Prata só viria a publicar novamente ficção em 1937, justamente com Navios Iluminados, com seus tipos urbanos de uma cidade portuária – um dos principais eixos da movimentação de bens e capital e da circulação populacional do país. Ainda que não se possa estabelecer uma relação automática entre as intenções da carta e a realização do romance 16 anos depois, Navios Iluminados apresenta um cenário mais adequado ao tipo de obra que queria escrever o "discípulo" de Lima Barreto em 1921.

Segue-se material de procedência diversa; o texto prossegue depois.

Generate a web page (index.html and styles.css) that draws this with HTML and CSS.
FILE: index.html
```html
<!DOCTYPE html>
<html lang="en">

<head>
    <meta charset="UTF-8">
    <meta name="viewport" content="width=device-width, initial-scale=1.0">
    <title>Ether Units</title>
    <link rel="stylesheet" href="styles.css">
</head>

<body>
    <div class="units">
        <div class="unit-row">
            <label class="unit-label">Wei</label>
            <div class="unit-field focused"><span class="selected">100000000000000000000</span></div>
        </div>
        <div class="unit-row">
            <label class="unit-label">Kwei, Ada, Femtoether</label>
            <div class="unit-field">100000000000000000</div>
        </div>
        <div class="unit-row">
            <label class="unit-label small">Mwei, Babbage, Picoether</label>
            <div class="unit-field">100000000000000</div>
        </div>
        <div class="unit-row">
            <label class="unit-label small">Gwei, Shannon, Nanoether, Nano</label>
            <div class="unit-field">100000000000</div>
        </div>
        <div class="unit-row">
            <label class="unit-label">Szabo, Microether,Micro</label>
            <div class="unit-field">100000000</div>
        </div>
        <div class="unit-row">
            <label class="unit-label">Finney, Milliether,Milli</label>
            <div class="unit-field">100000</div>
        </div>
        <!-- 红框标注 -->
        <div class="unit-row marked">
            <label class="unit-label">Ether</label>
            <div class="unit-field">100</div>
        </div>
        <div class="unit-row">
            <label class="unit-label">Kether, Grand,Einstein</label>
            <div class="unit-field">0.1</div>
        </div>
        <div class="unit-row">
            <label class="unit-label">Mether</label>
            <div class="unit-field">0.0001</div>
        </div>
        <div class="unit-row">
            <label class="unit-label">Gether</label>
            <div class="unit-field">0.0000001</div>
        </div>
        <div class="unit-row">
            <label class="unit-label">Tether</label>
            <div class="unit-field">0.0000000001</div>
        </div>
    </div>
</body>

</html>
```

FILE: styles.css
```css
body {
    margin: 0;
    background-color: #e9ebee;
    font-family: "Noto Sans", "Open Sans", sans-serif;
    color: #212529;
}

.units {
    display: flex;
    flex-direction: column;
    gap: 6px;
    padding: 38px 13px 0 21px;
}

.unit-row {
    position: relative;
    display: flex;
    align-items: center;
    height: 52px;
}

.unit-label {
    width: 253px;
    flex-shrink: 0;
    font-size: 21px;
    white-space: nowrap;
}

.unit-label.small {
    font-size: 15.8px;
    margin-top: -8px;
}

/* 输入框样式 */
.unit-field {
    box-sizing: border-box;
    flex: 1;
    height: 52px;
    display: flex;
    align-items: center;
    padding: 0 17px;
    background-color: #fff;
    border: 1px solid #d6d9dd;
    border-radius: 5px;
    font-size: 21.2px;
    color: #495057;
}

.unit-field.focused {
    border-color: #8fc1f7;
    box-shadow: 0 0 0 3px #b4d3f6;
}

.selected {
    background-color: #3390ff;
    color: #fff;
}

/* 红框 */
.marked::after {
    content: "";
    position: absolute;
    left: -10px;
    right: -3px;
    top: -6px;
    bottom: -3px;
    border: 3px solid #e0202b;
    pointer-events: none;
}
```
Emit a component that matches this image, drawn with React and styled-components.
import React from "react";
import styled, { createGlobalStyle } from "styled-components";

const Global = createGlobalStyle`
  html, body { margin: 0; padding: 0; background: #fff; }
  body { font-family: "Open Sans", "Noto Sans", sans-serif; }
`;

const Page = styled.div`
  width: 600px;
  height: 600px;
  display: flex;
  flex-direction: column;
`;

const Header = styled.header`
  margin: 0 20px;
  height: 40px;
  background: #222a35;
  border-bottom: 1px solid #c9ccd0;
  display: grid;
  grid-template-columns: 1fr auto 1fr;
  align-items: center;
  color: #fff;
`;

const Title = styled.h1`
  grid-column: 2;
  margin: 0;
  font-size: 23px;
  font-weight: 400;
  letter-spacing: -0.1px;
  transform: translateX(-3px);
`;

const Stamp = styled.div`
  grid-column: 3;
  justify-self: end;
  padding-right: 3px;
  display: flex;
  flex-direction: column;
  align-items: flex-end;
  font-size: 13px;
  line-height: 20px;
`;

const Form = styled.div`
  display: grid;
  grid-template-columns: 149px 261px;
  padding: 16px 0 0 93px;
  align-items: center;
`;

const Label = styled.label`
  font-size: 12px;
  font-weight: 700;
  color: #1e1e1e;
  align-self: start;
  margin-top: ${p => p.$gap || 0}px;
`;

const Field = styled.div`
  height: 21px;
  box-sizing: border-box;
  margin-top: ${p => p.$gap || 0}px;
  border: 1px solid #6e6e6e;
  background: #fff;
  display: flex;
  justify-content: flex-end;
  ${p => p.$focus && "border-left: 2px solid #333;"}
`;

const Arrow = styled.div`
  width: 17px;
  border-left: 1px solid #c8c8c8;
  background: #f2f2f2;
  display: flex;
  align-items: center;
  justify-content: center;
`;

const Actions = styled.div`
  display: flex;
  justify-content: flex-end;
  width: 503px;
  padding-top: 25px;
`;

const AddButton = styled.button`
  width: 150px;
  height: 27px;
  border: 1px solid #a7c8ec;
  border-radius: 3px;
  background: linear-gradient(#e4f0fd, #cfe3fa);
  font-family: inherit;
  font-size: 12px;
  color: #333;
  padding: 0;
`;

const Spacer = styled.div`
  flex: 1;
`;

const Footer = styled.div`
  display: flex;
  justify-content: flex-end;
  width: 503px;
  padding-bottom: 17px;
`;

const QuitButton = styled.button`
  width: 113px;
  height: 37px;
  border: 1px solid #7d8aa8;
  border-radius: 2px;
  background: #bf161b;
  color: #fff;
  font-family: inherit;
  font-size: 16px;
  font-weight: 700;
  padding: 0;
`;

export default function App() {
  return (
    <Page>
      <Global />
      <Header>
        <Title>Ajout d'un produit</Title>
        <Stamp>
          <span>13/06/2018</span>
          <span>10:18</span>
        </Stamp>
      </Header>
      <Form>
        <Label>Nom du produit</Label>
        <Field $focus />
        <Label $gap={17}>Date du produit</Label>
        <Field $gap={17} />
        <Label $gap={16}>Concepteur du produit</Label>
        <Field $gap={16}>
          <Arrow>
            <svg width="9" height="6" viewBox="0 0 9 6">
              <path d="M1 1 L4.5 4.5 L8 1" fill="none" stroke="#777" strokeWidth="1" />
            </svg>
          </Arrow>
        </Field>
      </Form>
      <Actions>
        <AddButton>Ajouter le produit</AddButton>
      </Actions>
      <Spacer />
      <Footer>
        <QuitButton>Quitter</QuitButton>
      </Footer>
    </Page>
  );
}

No romance urbano (Moretti cita os romances de formação em que o protagonista deixa a província em direção à capital), por sua vez, as relações são horizontais, entre amigos e antagonistas. Nesse segundo cenário a literatura consegue apreender a complexidade da modernização das cidades brasileiras e suas relações com os movimentos populacionais, transformações que revelam, se adotarmos a expressão de Néstor García Canclini, um processo de modernização sem modernidade [31], típico da América Latina, cujo porto de Santos, centro exportador e importador, é um dos pontos de articulação [32]. É na cidade que se desenvolve o romance moderno (a Paris de Balzac, a Londres de Dickens), onde "acontecimentos e experiências pessoais se entrelaçam com forças históricas impessoais" [33].

É em Santos, principal ponto de comércio exterior nacional, com seus quilômetros de cais e toneladas de carga, que ele pode dar vazão à escritura no modelo que tinha em Histórias e sonhos, um romance com a complexidade do ambiente urbano de uma cidade portuária.